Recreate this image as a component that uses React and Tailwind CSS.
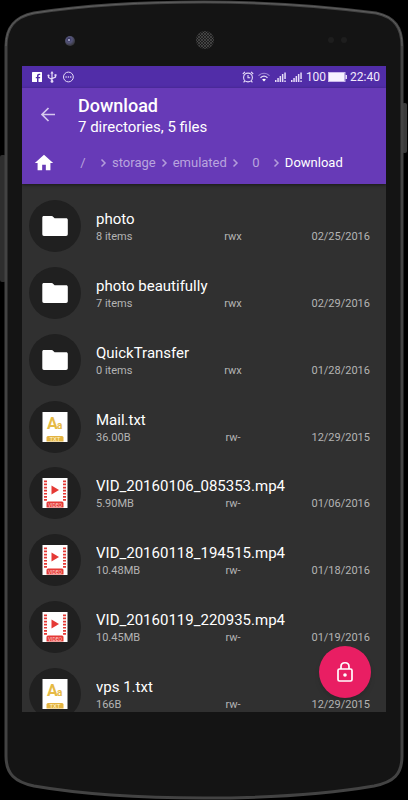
import React from 'react';

const entries = [
  { name: 'photo', type: 'folder', size: '8 items', perms: 'rwx', date: '02/25/2016' },
  { name: 'photo beautifully', type: 'folder', size: '7 items', perms: 'rwx', date: '02/29/2016' },
  { name: 'QuickTransfer', type: 'folder', size: '0 items', perms: 'rwx', date: '01/28/2016' },
  { name: 'Mail.txt', type: 'text', size: '36.00B', perms: 'rw-', date: '12/29/2015' },
  { name: 'VID_20160106_085353.mp4', type: 'video', size: '5.90MB', perms: 'rw-', date: '01/06/2016' },
  { name: 'VID_20160118_194515.mp4', type: 'video', size: '10.48MB', perms: 'rw-', date: '01/18/2016' },
  { name: 'VID_20160119_220935.mp4', type: 'video', size: '10.45MB', perms: 'rw-', date: '01/19/2016' },
  { name: 'vps 1.txt', type: 'text', size: '166B', perms: 'rw-', date: '12/29/2015' },
];

const crumbs = ['/', 'storage', 'emulated', '0', 'Download'];

// Phone body behind the screen
const PhoneFrame = () => (
  <svg
    className="absolute inset-0 h-full w-full"
    viewBox="0 0 408 800"
    preserveAspectRatio="none"
    aria-hidden="true"
  >
    <defs>
      <radialGradient id="lens" cx="0.4" cy="0.35" r="0.6">
        <stop offset="0" stopColor="#2b2a55" />
        <stop offset="0.5" stopColor="#55557a" />
        <stop offset="1" stopColor="#3a3a42" />
      </radialGradient>
      <pattern id="mesh" width="3" height="3" patternUnits="userSpaceOnUse">
        <rect width="3" height="3" fill="#1c1c1c" />
        <circle cx="1" cy="1" r="0.8" fill="#6a6a6a" />
        <circle cx="2.5" cy="2.5" r="0.6" fill="#555555" />
      </pattern>
    </defs>
    <rect x="0" y="155" width="6" height="127" rx="2" fill="#2e2e2e" />
    <rect x="402" y="103" width="5" height="50" rx="2" fill="#3a3a3a" />
    <path
      d="M6 46 C6 28 14 17 34 13 C85 5 145 2 204 2 C263 2 323 6 376 13 C395 17 402 28 402 46 V756 C402 774 394 782 374 786 C322 795 263 798 204 798 C145 798 86 795 34 786 C15 782 6 774 6 756 Z"
      fill="#141414"
      stroke="#434343"
      strokeWidth="3"
    />
    <path
      d="M6 46 C6 28 14 17 34 13 C85 5 145 2 204 2 C263 2 323 6 376 13 C395 17 402 28 402 46"
      fill="none"
      stroke="#5e5e5e"
      strokeWidth="1"
    />
    <circle cx="70" cy="41" r="5" fill="url(#lens)" />
    <circle cx="69" cy="40" r="1" fill="#b9b9d6" />
    <circle cx="205" cy="40" r="9" fill="url(#mesh)" />
    <circle cx="331" cy="40" r="3" fill="#1e1e1e" />
    <circle cx="344" cy="40" r="3" fill="#1e1e1e" />
  </svg>
);

const SignalIcon = () => (
  <svg className="h-3 w-3" viewBox="0 0 12 12" fill="#e6dcf8" aria-hidden="true">
    <rect x="1" y="9" width="1.5" height="2" />
    <rect x="3.3" y="7" width="1.5" height="4" />
    <rect x="5.6" y="5" width="1.5" height="6" />
    <rect x="7.9" y="3" width="1.5" height="8" />
    <rect x="10.3" y="1.5" width="1.5" height="6.5" />
    <rect x="10.3" y="9.5" width="1.5" height="1.5" />
  </svg>
);

const StatusBar = () => (
  <div className="flex h-[22px] items-center justify-between bg-[#512da8] pl-[10px] pr-[6px] text-[#f1eafc]">
    <div className="flex items-center gap-1">
      <svg className="h-[10px] w-[10px]" viewBox="0 0 10 10" aria-hidden="true">
        <rect width="10" height="10" rx="0.6" fill="#ffffff" />
        <path d="M5 10V6.3H3.8V4.9H5V3.8C5 2.5 5.8 1.7 7 1.7H8.2V3.1H7.3C6.7 3.1 6.5 3.4 6.5 3.9V4.9H8.2L8 6.3H6.5V10Z" fill="#512da8" />
      </svg>
      <svg className="h-3 w-3" viewBox="0 0 12 12" fill="none" stroke="#e6dcf8" strokeWidth="1.2" aria-hidden="true">
        <path d="M6 2V10M2.5 5V6.5L6 8.6M9.5 4.5V6L6 7.6" />
        <path d="M6 0L7.6 2.5H4.4Z" fill="#e6dcf8" stroke="none" />
        <circle cx="6" cy="10.4" r="1.4" fill="#e6dcf8" stroke="none" />
        <circle cx="2.5" cy="4.6" r="1.1" fill="#e6dcf8" stroke="none" />
        <rect x="8.5" y="3.2" width="2" height="2" fill="#e6dcf8" stroke="none" />
      </svg>
      <svg className="h-3 w-3" viewBox="0 0 12 12" aria-hidden="true">
        <circle cx="6.4" cy="6" r="4.9" fill="none" stroke="#e6dcf8" strokeWidth="1" />
        <g fill="#e6dcf8">
          <circle cx="4.1" cy="6" r="0.8" />
          <circle cx="6.4" cy="6" r="0.8" />
          <circle cx="8.7" cy="6" r="0.8" />
        </g>
      </svg>
    </div>
    <div className="flex items-center gap-1">
      <svg className="h-3 w-3" viewBox="0 0 12 12" fill="none" stroke="#e6dcf8" strokeWidth="1.1" aria-hidden="true">
        <circle cx="6" cy="6.5" r="4.4" />
        <path d="M6 4V6.8H8.2M0.8 3L3 0.9M11.2 3L9 0.9M2.8 9.8L1.6 11.3M9.2 9.8L10.4 11.3" />
      </svg>
      <svg className="h-3 w-3" viewBox="0 0 12 12" fill="none" aria-hidden="true">
        <path d="M0.5 4.6C3.6 1.4 8.4 1.4 11.5 4.6" stroke="#a58bd8" strokeWidth="1.1" />
        <path d="M2.5 6.7C4.6 4.7 7.4 4.7 9.5 6.7" stroke="#e6dcf8" strokeWidth="1.2" />
        <path d="M4.1 8.4C5.2 7.4 6.8 7.4 7.9 8.4L6 10.5Z" fill="#ffffff" />
      </svg>
      <SignalIcon />
      <SignalIcon />
      <div className="flex items-center gap-[2px] text-xs">
        <span>100</span>
        <svg className="h-3 w-[19px]" viewBox="0 0 19 12" fill="none" aria-hidden="true">
          <rect x="0.5" y="1.5" width="16.5" height="9" stroke="#c9b8ea" />
          <rect x="1" y="2" width="15.5" height="8" fill="#f6f1ff" />
          <rect x="17.5" y="4" width="1.5" height="4" fill="#e6dcf8" />
        </svg>
        <span className="pl-[1px]">22:40</span>
      </div>
    </div>
  </div>
);

const Breadcrumbs = () => (
  <nav aria-label="Path" className="flex items-center pb-3 pl-3 text-[13px] leading-4">
    <button type="button" aria-label="Home" className="mr-[17px] flex h-[18px] w-5 items-center justify-center">
      <svg className="h-[22px] w-[22px] shrink-0" viewBox="0 0 24 24" fill="#ffffff" aria-hidden="true">
        <path d="M10 20v-6h4v6h5v-8h3L12 3 2 12h3v8z" />
      </svg>
    </button>
    {crumbs.map((crumb, index) => (
      <React.Fragment key={crumb}>
        {index > 0 && (
          <svg className="h-4 w-[17px] shrink-0" viewBox="0 0 16 16" fill="none" stroke="#b39ddb" strokeWidth="1.5" aria-hidden="true">
            <path d="M6 4.5L9.5 8L6 11.5" />
          </svg>
        )}
        <button
          type="button"
          className={`min-w-6 text-center ${index === crumbs.length - 1 ? 'text-white' : 'text-[#b9a5de]'}`}
        >
          {crumb}
        </button>
      </React.Fragment>
    ))}
  </nav>
);

const FolderIcon = () => (
  <svg className="h-[22px] w-[26px]" viewBox="0 0 26 22" fill="#ffffff" aria-hidden="true">
    <path d="M2 1H9.5C10.3 1 10.8 1.3 11.3 1.9L12.6 3.2H24C25.2 3.2 25.8 3.8 25.8 5V19C25.8 20.3 25.2 21 24 21H2C0.8 21 0.3 20.3 0.3 19V2.8C0.3 1.6 0.8 1 2 1Z" />
  </svg>
);

const TextIcon = () => (
  <svg className="h-[30px] w-[26px]" viewBox="0 0 26 30" aria-hidden="true">
    <rect x="0.5" width="25" height="30" fill="#ffffff" />
    <text x="5" y="17" fontSize="16" fontWeight="700" fill="#e6ba45">A</text>
    <text x="15" y="17" fontSize="10" fontWeight="700" fill="#e6ba45">a</text>
    <path d="M4.5 29.5V25.5Q4.5 24 6 24H20Q21.5 24 21.5 25.5V29.5Z" fill="#e3b341" />
    <text x="13" y="29" fontSize="6" textAnchor="middle" fill="#fff3cf">TXT</text>
  </svg>
);

const VideoIcon = () => (
  <svg className="h-[30px] w-[26px]" viewBox="0 0 26 30" aria-hidden="true">
    <rect x="0.5" width="25" height="30" fill="#ffffff" />
    <path d="M3.5 2.5V23M22.5 2.5V23" stroke="#e53935" strokeWidth="3" strokeDasharray="1.7 1.4" />
    <path d="M9.5 7.5L17 12L9.5 16.5Z" fill="#e53935" />
    <path d="M4.5 29.5V25Q4.5 23.5 6 23.5H20Q21.5 23.5 21.5 25V29.5Z" fill="#e53935" />
    <text x="13" y="28.5" fontSize="5" textAnchor="middle" fill="#ffd3d0">VIDEO</text>
  </svg>
);

const icons = { folder: FolderIcon, text: TextIcon, video: VideoIcon };

const FileRow = ({ entry }) => {
  const Icon = icons[entry.type];

  return (
    <li className="flex items-center gap-[15px] pl-[7px] pr-4">
      <div className="flex h-[52px] w-[52px] shrink-0 items-center justify-center rounded-full bg-[#202020]">
        <Icon />
      </div>
      <div className="min-w-0 flex-1 pt-[2px]">
        <p className="truncate text-[15px] leading-5 text-white">{entry.name}</p>
        <div className="grid grid-cols-3 text-[11px] leading-4 text-[#b4b4b4]">
          <span>{entry.size}</span>
          <span className="text-center">{entry.perms}</span>
          <span className="text-right">{entry.date}</span>
        </div>
      </div>
    </li>
  );
};

const App = () => {
  return (
    <div className="relative h-screen bg-black px-[22px] pb-[88px] pt-[66px] font-['Roboto',sans-serif]">
      <PhoneFrame />

      <div className="relative flex h-full flex-col overflow-hidden bg-[#303030]">
        <StatusBar />

        <header className="z-10 bg-[#673ab7] shadow-[0_1px_3px_rgba(0,0,0,0.5)]">
          <div className="flex items-center gap-5 pb-[17px] pl-4 pt-[7px]">
            <button type="button" aria-label="Back" className="flex h-5 w-5 items-center justify-center">
              <svg className="h-5 w-5" viewBox="0 0 20 20" fill="none" stroke="#d6c8ee" strokeWidth="1.7" aria-hidden="true">
                <path d="M17 8.5H4M10.5 2L4 8.5L10.5 15" />
              </svg>
            </button>
            <div className="text-white">
              <h1 className="text-lg font-medium leading-[22px]">Download</h1>
              <p className="text-[15px] leading-5">7 directories, 5 files</p>
            </div>
          </div>
          <Breadcrumbs />
        </header>

        <main className="min-h-0 flex-1 overflow-hidden">
          <ul className="grid h-[543px] auto-rows-fr pt-[9px]">
            {entries.map((entry) => (
              <FileRow key={entry.name} entry={entry} />
            ))}
          </ul>
        </main>

        <button
          type="button"
          aria-label="Lock"
          className="absolute bottom-[14px] right-[15px] flex h-[52px] w-[52px] items-center justify-center rounded-full bg-[#e91e63] shadow-md"
        >
          <svg className="h-6 w-6" viewBox="0 0 24 24" fill="none" stroke="#ffffff" strokeWidth="1.7" aria-hidden="true">
            <rect x="5" y="9" width="14" height="12" rx="1.5" />
            <path d="M8 9V6.5C8 1.5 16 1.5 16 6.5V9" />
            <circle cx="12" cy="15" r="1.8" fill="#ffffff" stroke="none" />
          </svg>
        </button>
      </div>
    </div>
  );
};

export default App;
==*==
- Instructions for the task: Please reproduce the listing exactly from its opening line through the line that contains "import React from 'react';", both included, with all pictures omitted.

- Result for this exercise:
Recreate this image as a component that uses React and Tailwind CSS.
import React from 'react';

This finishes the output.